━━━ DATASET EXCERPT ━━━

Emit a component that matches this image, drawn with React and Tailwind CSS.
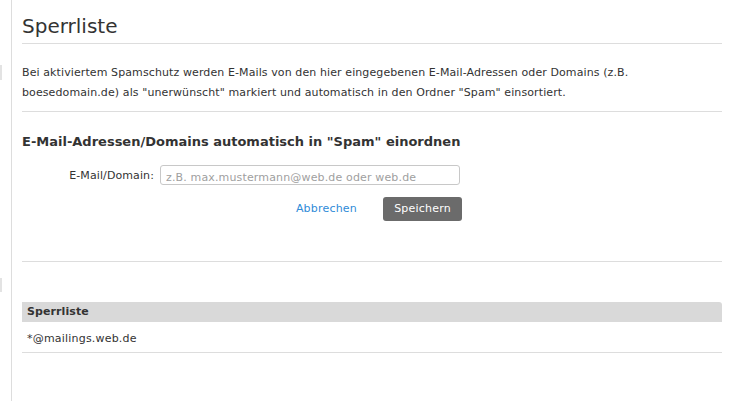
export default function App() {
  return (
    <div
      className="flex min-h-[401px] bg-white text-[#333] text-[11px] tracking-[0.1px]"
      style={{ fontFamily: '"DejaVu Sans", Verdana, sans-serif' }}
    >
      <div className="w-[11px] shrink-0 flex flex-col">
        <div className="mt-[65px] h-[15px] w-[2px] bg-[#e3e3e3]" />
        <div className="mt-[198px] h-[14px] w-[2px] bg-[#e3e3e3]" />
      </div>
      <div className="flex-1 border-l border-[#dddddd] pl-[10px] pr-[32px]">
        <div className="border-b border-[#dddddd] pt-[14px] pb-[5px]">
          <h1 className="text-[20px] leading-[24px] font-normal tracking-normal">Sperrliste</h1>
        </div>
        <div className="border-b border-[#dddddd] pt-[19px] pb-[8px]">
          <p className="leading-[20px]">
            Bei aktiviertem Spamschutz werden E-Mails von den hier eingegebenen E-Mail-Adressen oder Domains (z.B.
            <br />
            boesedomain.de) als "unerwünscht" markiert und automatisch in den Ordner "Spam" einsortiert.
          </p>
        </div>
        <div className="border-b border-[#dddddd] pt-[22px] pb-[40px]">
          <h2 className="text-[13px] leading-[16px] font-bold tracking-normal">
            E-Mail-Adressen/Domains automatisch in "Spam" einordnen
          </h2>
          <div className="mt-[15px] flex items-start">
            <label className="w-[132px] text-right leading-[18px] pt-[2px]">E-Mail/Domain:</label>
            <input
              type="text"
              placeholder="z.B. max.mustermann@web.de oder web.de"
              className="ml-[6px] box-border h-[20px] w-[300px] rounded-[3px] border border-[#c8c8c8] pl-[5px] pt-[4px] pb-0 text-[11px] leading-[14px] tracking-[0.15px] text-[#333] outline-none placeholder:text-[#a0a0a0]"
              style={{ fontFamily: '"DejaVu Sans", Verdana, sans-serif' }}
            />
          </div>
          <div className="mt-[12px] flex w-[440px] items-center justify-end gap-[26px]">
            <a className="text-[#2f8bd8] cursor-pointer tracking-[0.2px]">Abbrechen</a>
            <button
              className="h-[24px] w-[79px] rounded-[3px] bg-[#6b6b6b] text-[11px] tracking-[0.2px] text-white"
              style={{ fontFamily: '"DejaVu Sans", Verdana, sans-serif' }}
            >
              Speichern
            </button>
          </div>
        </div>
        <div className="mt-[40px]">
          <div className="h-[20px] rounded-tr-[3px] bg-[#d9d9d9] pl-[5px] font-bold leading-[20px]">
            Sperrliste
          </div>
          <div className="border-b border-[#dddddd] pl-[5px] pt-[7px] pb-[3px] leading-[20px] tracking-[0.2px]">
            *@mailings.web.de
          </div>
        </div>
      </div>
    </div>
  );
}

━━━

Transcribe the full listing character for character. Pictures are excluded.

Emit a component that matches this image, drawn with React and Tailwind CSS.
export default function App() {
  return (
    <div
      className="flex min-h-[401px] bg-white text-[#333] text-[11px] tracking-[0.1px]"
      style={{ fontFamily: '"DejaVu Sans", Verdana, sans-serif' }}
    >
      <div className="w-[11px] shrink-0 flex flex-col">
        <div className="mt-[65px] h-[15px] w-[2px] bg-[#e3e3e3]" />
        <div className="mt-[198px] h-[14px] w-[2px] bg-[#e3e3e3]" />
      </div>
      <div className="flex-1 border-l border-[#dddddd] pl-[10px] pr-[32px]">
        <div className="border-b border-[#dddddd] pt-[14px] pb-[5px]">
          <h1 className="text-[20px] leading-[24px] font-normal tracking-normal">Sperrliste</h1>
        </div>
        <div className="border-b border-[#dddddd] pt-[19px] pb-[8px]">
          <p className="leading-[20px]">
            Bei aktiviertem Spamschutz werden E-Mails von den hier eingegebenen E-Mail-Adressen oder Domains (z.B.
            <br />
            boesedomain.de) als "unerwünscht" markiert und automatisch in den Ordner "Spam" einsortiert.
          </p>
        </div>
        <div className="border-b border-[#dddddd] pt-[22px] pb-[40px]">
          <h2 className="text-[13px] leading-[16px] font-bold tracking-normal">
            E-Mail-Adressen/Domains automatisch in "Spam" einordnen
          </h2>
          <div className="mt-[15px] flex items-start">
            <label className="w-[132px] text-right leading-[18px] pt-[2px]">E-Mail/Domain:</label>
            <input
              type="text"
              placeholder="z.B. max.mustermann@web.de oder web.de"
              className="ml-[6px] box-border h-[20px] w-[300px] rounded-[3px] border border-[#c8c8c8] pl-[5px] pt-[4px] pb-0 text-[11px] leading-[14px] tracking-[0.15px] text-[#333] outline-none placeholder:text-[#a0a0a0]"
              style={{ fontFamily: '"DejaVu Sans", Verdana, sans-serif' }}
            />
          </div>
          <div className="mt-[12px] flex w-[440px] items-center justify-end gap-[26px]">
            <a className="text-[#2f8bd8] cursor-pointer tracking-[0.2px]">Abbrechen</a>
            <button
              className="h-[24px] w-[79px] rounded-[3px] bg-[#6b6b6b] text-[11px] tracking-[0.2px] text-white"
              style={{ fontFamily: '"DejaVu Sans", Verdana, sans-serif' }}
            >
              Speichern
            </button>
          </div>
        </div>
        <div className="mt-[40px]">
          <div className="h-[20px] rounded-tr-[3px] bg-[#d9d9d9] pl-[5px] font-bold leading-[20px]">
            Sperrliste
          </div>
          <div className="border-b border-[#dddddd] pl-[5px] pt-[7px] pb-[3px] leading-[20px] tracking-[0.2px]">
            *@mailings.web.de
          </div>
        </div>
      </div>
    </div>
  );
}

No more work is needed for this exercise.